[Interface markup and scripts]
________________
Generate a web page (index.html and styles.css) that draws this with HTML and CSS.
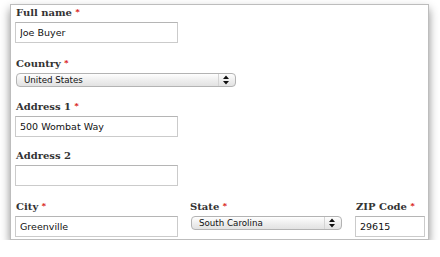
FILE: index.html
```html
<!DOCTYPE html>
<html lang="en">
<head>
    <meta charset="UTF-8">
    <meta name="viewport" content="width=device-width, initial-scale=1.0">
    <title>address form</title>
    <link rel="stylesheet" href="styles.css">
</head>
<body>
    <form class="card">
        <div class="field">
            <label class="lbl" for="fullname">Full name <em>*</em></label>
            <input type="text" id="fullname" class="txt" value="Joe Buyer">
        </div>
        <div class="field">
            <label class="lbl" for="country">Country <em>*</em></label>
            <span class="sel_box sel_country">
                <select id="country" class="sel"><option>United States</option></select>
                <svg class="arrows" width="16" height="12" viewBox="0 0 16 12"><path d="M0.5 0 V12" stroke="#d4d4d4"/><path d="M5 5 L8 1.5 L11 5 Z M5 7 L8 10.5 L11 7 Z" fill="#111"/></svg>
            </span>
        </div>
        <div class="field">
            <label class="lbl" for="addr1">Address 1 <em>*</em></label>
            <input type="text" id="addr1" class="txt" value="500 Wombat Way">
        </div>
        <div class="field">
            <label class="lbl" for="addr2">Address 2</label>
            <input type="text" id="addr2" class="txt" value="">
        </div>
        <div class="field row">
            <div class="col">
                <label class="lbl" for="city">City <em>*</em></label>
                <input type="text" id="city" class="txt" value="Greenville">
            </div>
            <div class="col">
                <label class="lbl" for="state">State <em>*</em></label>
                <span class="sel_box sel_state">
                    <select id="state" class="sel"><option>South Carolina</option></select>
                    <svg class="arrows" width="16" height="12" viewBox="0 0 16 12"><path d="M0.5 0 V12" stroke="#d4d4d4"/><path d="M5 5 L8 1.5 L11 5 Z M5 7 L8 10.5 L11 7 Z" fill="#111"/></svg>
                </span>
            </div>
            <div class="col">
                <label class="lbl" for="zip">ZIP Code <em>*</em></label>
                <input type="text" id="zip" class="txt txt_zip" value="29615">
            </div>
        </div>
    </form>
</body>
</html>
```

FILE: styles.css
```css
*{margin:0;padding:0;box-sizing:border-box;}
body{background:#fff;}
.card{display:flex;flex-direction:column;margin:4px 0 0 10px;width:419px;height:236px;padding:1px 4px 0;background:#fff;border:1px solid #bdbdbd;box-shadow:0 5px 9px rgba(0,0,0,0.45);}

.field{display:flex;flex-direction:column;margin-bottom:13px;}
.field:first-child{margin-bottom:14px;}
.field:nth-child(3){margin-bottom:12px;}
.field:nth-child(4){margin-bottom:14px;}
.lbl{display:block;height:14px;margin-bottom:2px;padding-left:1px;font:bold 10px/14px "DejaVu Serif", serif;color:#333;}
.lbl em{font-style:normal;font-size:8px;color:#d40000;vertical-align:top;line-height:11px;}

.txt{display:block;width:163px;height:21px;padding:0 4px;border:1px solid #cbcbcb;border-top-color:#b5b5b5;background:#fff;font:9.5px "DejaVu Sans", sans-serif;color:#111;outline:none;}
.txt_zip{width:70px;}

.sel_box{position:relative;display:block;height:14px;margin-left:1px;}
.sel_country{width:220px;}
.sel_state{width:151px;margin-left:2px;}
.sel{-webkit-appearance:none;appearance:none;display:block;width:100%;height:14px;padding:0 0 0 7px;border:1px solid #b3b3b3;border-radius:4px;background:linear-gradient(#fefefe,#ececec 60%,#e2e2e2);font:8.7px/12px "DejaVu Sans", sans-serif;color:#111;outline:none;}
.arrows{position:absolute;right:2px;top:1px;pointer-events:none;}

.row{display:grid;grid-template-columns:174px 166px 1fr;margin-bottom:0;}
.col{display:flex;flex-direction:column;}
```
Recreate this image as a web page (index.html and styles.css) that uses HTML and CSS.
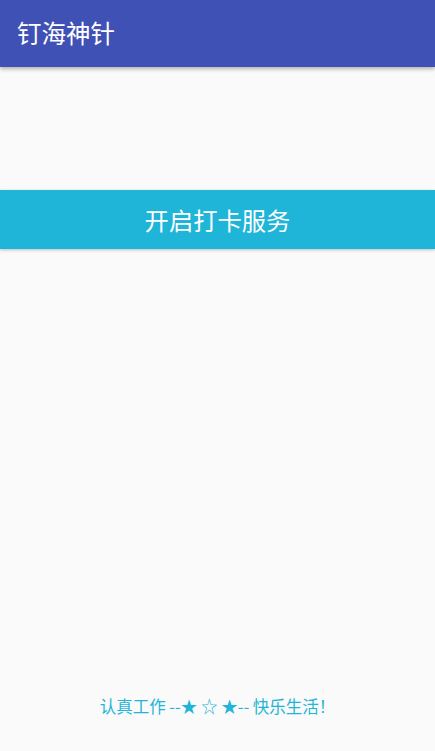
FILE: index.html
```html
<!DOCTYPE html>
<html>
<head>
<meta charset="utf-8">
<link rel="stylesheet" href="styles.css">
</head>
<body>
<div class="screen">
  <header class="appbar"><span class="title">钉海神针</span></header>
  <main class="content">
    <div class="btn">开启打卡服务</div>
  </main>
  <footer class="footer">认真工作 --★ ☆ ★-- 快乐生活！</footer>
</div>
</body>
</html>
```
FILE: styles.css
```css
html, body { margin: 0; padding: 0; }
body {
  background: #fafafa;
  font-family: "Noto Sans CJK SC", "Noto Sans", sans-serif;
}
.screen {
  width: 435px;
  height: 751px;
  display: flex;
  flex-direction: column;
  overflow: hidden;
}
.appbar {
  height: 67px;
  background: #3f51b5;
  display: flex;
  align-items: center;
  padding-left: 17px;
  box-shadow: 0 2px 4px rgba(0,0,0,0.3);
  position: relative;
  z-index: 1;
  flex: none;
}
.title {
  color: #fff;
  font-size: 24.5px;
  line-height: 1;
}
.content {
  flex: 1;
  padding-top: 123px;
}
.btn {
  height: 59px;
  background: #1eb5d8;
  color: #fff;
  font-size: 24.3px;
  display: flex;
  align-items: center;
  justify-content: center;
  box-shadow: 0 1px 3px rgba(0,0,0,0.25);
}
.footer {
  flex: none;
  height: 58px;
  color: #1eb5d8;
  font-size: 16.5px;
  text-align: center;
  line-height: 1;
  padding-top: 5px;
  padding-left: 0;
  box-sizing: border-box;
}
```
________________
Check each line above for the word "page" and copy the ones that have it.

Generate a web page (index.html and styles.css) that draws this with HTML and CSS.
Recreate this image as a web page (index.html and styles.css) that uses HTML and CSS.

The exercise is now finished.